Или другой пример — в стихотворении о весне («И что-то задумали почки…»):

…И с неба, как будто считая,

Лучом по стволам провело,

И капли стеклянные нижет,

Чтоб градом осыпать потом,

И, юное, в щеки мне дышит

Холодным смеющимся ртом.

В безличном «существе» весны сопряжены как бы только угадываемый (символический) небесный луч, пересчитывающий деревья, и телесно осязаемое дыхание.

Подобное же органическое сочетание наблюдаем и в стихотворении «Вознесенье железного духа…», где

Крепко всажена в кресло старуха,

Словно ей в небеса — не на час, —

и в то же время она

Как праматерь, глядит из окна…

…И подвержено все без раздела

Одобренью ее и суду.

Для поэзии Алексея Прасолова, осмысляющей целостность мира, словно вообще не существуют многие противоречия, которые стали камнем преткновения для других поэтов — противоречия природы и техники («Аэропорт перенесли…»), душевной непосредственности и интеллектуальности («Мать наклонилась, но век не коснулась…»), житейской прозы и возвышенных идеалов («Заняться как будто и нечем…») и т. п.

Нет нужды доказывать, что эта способность воплотить цельный смысл мира — способность, которая, конечно, оплачена всей жизнью поэта — чрезвычайно важна и ценна.

* * *

Я не пишу статью «критического» характера.
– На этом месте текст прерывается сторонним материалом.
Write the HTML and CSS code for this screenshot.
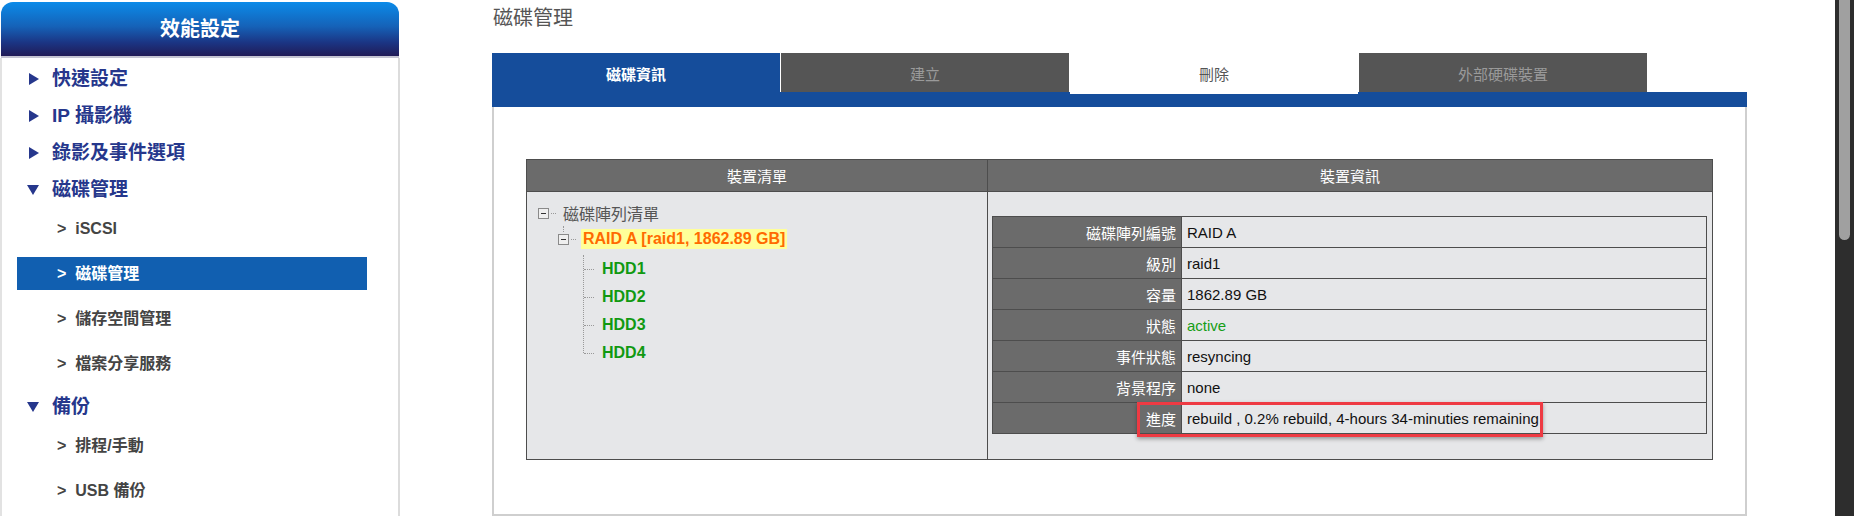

И все же не могу не отметить, что — если говорить по самому большому счету, диктуемому поэтической классикой, — меня удовлетворяет в наследии Алексея Прасолова далеко не все.

Во-первых, поэт не всегда обретал то «равновесие» земного и духовного, о котором он сам говорил и к которому так упорно, я бы сказал, героически стремился.
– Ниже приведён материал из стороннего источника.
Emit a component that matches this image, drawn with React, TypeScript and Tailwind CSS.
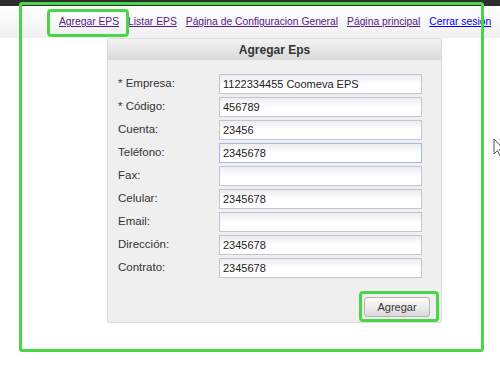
const fields = [
  { label: '* Empresa:', value: '1122334455 Coomeva EPS' },
  { label: '* Código:', value: '456789' },
  { label: 'Cuenta:', value: '23456' },
  { label: 'Teléfono:', value: '2345678', focused: true },
  { label: 'Fax:', value: '' },
  { label: 'Celular:', value: '2345678' },
  { label: 'Email:', value: '' },
  { label: 'Dirección:', value: '2345678' },
  { label: 'Contrato:', value: '2345678' },
];

const links = [
  { text: 'Agregar EPS', visited: true },
  { text: 'Listar EPS', visited: true },
  { text: 'Página de Configuracion General', visited: true },
  { text: 'Página principal', visited: true },
  { text: 'Cerrar sesion', visited: false },
];

export default function App() {
  return (
    <div className="relative w-[500px] h-[367px] overflow-hidden bg-white font-['Liberation_Sans',Arial,sans-serif] text-[#333]">
      <div className="h-[6px] bg-[#2e2e2e]" />
      <div className="h-[32px] bg-gradient-to-b from-white to-[#f0f0f0] flex items-center pl-[59px] gap-[9px] whitespace-nowrap text-[10.3px]">
        {links.map((l) => (
          <a
            key={l.text}
            href="#"
            className={l.visited ? 'underline text-[#551a8b]' : 'underline text-[#0000ee]'}
          >
            {l.text}
          </a>
        ))}
      </div>

      <div className="ml-[107px] w-[335px] bg-[#efefef] border border-[#dcdcdc] rounded-[2px]">
        <div className="h-[21px] bg-gradient-to-b from-[#f3f3f3] to-[#d9d9d9] flex items-center justify-center text-[12px] font-bold text-[#333]">
          Agregar Eps
        </div>
        <div className="pt-[12px] pl-[10px] pr-[19px]">
          {fields.map((f) => (
            <div key={f.label} className="flex items-center h-[23px]">
              <label className="w-[101px] text-[11.5px] text-[#333]">{f.label}</label>
              <input
                readOnly
                value={f.value}
                className={
                  'w-[203px] h-[20px] px-[3px] text-[11px] text-[#222] outline-none border bg-gradient-to-b from-[#ececf0] via-white to-white ' +
                  (f.focused ? 'border-[#9fbbe0]' : 'border-[#c4c4d2]')
                }
              />
            </div>
          ))}
        </div>
        <div className="flex justify-end pr-[11px] pt-[18px] pb-[5px]">
          <button className="w-[66px] h-[20px] rounded-[3px] border border-[#b4b4b4] bg-gradient-to-b from-[#fafafa] via-[#ececec] to-[#d8d8d8] text-[11px] text-[#333]">
            Agregar
          </button>
        </div>
      </div>

      {/* annotation highlights */}
      <div className="absolute left-[19px] top-[2px] w-[465px] h-[350px] border-[3px] border-[#48d648] rounded-[3px] pointer-events-none" />
      <div className="absolute left-[47px] top-[9px] w-[82px] h-[28px] border-[3px] border-[#48d648] rounded-[4px] pointer-events-none" />
      <div className="absolute left-[359px] top-[291px] w-[80px] h-[31px] border-[3px] border-[#48d648] rounded-[4px] pointer-events-none" />

      {/* mouse cursor */}
      <svg className="absolute left-[493px] top-[138px]" width="12" height="19" viewBox="0 0 12 19">
        <path d="M1 1 L1 16 L4.5 12.5 L7 18 L9 17 L6.5 11.5 L11 11.5 Z" fill="white" stroke="#555" strokeWidth="1" />
      </svg>
    </div>
  );
}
Даже в таких поистине замечательных стихотворениях, как «Черней и ниже пояс ночи…», «Я не слыхал высокой скорби труб…», «И что-то задумали почки…», «Вчерашний день прикинулся больным…», это «равновесие» подчас утрачивается и подлинно поэтическая стихия подменяется либо прозаичностью, либо «велеречивостью».

Далее, подлинная и весомая значительность поэтической мысли Прасолова, которая является одним из ценнейших качеств его лирики, в ряде стихотворений оборачивается тем, что называется «многозначительностью» (в крайних случаях этому слову, как известно, предпосылаются эпитеты «мнимая» и «ложная»). Ее признаки есть, скажем, в стихах «Все, что было со мной, — на земле…», «Небеса опускались мрачней…», «Зачем так долго ты во мне…», «И луна влепилась в лоб кабины…», «Не бросал свое сердце, как жребий» и т. п.

Наконец, мысль поэта иногда чрезмерно обнажена. Он в отдельных случаях слишком увлекался той «цепной реакцией» (мысль сама «приводит другую»), о которой говорил в одном из цитированных выше писем. Это характерно для стихотворений «На берегу черно и пусто…», «Уже огромный подан самолет…», «Я тебя молю не о покое…», «В рабочем гвалте, за столом…» и т. п.

Эти несовершенства стихотворений Алексея Прасолова, конечно, могут смущать истинных ценителей поэзии. Но повторю еще раз: поэт ставил перед собой предельно трудные творческие цели.